Autre argument important, sous le régime d’une monnaie commune, le Canada serait dominé de façon écrasante par les États-Unis. Inévitablement, le Canada perdrait un degré considérable de contrôle sur sa politique monétaire. Le Canada ne pourrait pas aspirer à être davantage qu’un treizième district de la Réserve fédérale américaine ¾ dans le meilleur des cas. Les Américains se préoccuperaient de leurs propres intérêts, malgré la présence du Canada. De plus, comme il y a plusieurs différences structurelles entre les deux économies, les décisions américaines pourraient nuire à l’économie canadienne. Nous observons déjà quelque chose de similaire; beaucoup de gens prétendent que la Banque du Canada mène sa politique monétaire pour répondre aux besoins de l’Ontario et que la Colombie-Britannique, par exemple, tirerait profit d’une politique monétaire plus expansionniste. Sous le régime d’un accord de monnaie commune avec les États-Unis, la situation pourrait devenir encore pire pour les petites économies provinciales fondées sur les ressources naturelles comme celles du Nouveau-Brunswick, de la Nouvelle-Écosse et de Terre-Neuve.

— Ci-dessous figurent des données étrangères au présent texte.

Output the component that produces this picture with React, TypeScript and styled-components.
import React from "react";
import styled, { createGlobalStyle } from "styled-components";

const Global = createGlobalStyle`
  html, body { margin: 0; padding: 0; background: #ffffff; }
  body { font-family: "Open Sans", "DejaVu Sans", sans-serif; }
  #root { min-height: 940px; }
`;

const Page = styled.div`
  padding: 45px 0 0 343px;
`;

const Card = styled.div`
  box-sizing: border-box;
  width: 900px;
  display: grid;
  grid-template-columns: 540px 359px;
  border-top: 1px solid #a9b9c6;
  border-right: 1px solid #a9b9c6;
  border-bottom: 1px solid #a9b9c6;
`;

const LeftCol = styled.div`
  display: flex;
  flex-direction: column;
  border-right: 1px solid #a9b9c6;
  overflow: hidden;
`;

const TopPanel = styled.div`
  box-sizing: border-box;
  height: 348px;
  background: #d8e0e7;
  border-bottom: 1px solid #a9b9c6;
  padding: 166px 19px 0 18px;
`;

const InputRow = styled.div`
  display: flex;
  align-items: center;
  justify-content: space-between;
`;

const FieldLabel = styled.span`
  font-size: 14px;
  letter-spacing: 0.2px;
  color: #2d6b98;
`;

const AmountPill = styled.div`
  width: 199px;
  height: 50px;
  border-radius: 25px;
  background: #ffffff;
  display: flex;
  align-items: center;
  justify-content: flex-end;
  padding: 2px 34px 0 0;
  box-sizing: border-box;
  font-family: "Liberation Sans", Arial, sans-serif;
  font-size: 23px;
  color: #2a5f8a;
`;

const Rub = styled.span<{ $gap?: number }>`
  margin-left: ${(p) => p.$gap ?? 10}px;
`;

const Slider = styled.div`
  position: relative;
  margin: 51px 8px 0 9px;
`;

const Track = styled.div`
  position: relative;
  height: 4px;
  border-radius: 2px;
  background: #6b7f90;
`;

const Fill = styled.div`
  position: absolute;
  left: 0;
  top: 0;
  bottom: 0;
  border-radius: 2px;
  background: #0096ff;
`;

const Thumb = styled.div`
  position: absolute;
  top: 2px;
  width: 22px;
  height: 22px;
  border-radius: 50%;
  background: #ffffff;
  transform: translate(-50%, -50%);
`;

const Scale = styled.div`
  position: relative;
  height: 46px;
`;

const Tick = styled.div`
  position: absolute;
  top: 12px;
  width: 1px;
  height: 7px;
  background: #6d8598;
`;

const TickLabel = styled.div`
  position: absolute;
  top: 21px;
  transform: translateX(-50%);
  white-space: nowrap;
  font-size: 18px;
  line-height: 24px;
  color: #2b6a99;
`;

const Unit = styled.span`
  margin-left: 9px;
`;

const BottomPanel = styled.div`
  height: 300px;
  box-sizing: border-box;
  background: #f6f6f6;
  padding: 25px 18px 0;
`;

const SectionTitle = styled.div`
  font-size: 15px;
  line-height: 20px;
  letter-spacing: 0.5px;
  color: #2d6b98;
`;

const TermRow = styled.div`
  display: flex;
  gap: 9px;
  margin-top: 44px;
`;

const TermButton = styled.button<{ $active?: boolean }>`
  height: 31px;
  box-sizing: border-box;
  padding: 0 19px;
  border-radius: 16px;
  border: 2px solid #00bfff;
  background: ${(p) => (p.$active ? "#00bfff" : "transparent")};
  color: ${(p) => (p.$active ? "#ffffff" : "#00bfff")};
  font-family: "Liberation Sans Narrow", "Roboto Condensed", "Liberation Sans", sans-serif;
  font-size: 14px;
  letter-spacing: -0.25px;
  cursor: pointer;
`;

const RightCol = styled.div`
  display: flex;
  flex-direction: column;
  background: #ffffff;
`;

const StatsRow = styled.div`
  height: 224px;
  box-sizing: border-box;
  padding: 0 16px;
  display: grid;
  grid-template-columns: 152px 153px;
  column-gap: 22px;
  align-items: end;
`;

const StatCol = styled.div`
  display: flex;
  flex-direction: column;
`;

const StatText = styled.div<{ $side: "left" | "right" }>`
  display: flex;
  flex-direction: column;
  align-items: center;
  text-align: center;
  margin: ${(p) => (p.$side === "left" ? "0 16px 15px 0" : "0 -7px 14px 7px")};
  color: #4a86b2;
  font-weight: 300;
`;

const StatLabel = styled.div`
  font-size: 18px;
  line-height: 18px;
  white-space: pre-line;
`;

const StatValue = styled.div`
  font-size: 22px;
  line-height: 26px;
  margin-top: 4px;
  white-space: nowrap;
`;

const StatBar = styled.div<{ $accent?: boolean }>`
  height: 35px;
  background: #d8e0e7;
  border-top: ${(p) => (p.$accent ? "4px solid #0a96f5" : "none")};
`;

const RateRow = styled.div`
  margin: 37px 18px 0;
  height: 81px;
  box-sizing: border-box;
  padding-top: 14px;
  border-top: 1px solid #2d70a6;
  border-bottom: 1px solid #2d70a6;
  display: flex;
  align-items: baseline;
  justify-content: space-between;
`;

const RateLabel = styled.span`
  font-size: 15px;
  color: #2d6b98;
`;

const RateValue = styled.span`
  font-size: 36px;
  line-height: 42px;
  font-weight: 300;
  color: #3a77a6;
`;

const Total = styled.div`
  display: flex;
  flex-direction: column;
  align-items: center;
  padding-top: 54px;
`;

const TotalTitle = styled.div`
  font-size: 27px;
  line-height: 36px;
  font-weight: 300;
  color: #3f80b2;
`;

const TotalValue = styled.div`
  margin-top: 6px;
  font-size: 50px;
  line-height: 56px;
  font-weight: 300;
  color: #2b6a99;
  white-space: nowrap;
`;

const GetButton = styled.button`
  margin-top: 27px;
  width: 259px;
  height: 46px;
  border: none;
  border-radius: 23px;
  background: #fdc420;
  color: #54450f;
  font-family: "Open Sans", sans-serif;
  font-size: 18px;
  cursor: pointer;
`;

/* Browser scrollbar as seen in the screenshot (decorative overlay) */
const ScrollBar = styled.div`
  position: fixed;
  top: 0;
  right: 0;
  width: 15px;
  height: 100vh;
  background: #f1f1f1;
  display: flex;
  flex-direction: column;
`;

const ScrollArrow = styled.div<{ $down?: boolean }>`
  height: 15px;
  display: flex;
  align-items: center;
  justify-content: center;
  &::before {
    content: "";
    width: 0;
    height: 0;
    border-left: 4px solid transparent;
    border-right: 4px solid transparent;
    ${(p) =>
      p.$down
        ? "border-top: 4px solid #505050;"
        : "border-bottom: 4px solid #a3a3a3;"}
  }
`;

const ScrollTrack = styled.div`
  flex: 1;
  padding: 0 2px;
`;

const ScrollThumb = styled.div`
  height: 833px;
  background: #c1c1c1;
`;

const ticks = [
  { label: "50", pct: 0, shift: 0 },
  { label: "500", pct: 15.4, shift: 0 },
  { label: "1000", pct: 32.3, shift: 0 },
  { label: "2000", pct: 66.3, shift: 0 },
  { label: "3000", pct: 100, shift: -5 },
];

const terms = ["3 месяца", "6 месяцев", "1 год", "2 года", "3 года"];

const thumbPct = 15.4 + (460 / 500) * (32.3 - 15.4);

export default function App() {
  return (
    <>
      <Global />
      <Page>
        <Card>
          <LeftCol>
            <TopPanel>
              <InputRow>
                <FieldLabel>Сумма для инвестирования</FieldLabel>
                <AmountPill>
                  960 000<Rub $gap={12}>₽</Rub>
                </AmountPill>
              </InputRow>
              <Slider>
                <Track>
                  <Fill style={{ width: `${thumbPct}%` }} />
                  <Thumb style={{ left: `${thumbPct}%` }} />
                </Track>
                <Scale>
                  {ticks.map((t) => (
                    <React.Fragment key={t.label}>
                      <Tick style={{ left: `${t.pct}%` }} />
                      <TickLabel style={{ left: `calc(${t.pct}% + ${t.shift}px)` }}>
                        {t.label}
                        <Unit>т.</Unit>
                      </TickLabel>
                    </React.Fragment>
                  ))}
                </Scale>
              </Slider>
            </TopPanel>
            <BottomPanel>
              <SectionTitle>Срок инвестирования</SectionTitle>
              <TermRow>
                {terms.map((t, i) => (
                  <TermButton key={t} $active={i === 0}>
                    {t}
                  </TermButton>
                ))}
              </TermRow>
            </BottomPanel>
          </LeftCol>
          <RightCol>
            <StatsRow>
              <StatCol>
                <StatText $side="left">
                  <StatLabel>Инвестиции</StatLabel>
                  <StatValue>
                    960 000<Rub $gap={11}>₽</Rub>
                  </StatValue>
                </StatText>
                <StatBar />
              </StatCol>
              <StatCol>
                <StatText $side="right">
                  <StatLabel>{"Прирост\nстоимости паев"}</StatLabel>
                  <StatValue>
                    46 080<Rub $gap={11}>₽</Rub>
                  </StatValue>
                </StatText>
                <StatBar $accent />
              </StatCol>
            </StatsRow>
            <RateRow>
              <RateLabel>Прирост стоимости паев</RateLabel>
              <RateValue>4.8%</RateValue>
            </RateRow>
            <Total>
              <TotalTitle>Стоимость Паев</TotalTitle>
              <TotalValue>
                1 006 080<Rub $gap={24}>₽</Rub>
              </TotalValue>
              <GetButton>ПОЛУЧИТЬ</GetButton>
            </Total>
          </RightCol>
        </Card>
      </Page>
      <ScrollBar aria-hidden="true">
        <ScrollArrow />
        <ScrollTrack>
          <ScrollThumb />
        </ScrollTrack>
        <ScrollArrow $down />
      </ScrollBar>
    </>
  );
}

Enfin, un tel accord entre les deux pays entraînerait une diminution annuelle de 1,4 milliard de dollars des recettes du gouvernement canadien qui résultent du seigneuriage national (le droit de battre monnaie).

Conclusion

Il y a autant d’arguments en faveur que d’arguments contre une union monétaire entre le Canada et les États-Unis. Il est difficile de dire lesquels sont les meilleurs. Ce qui n’est présentement qu’un débat d’idées pourrait bientôt en devenir un à caractère politique et financier. Le débat est en cours, et les Canadiens en sont maintenant saisis par le truchement des journaux ainsi que des politiciens et des analystes favorables à une union monétaire avec les États-Unis. Compte tenu de ses aspects nationalistes et de ses incidences sur la vie de tous les jours des Canadiens, le débat promet d’être encore plus important et plus controversé que celui qu’a suscité l’accord de libre-échange.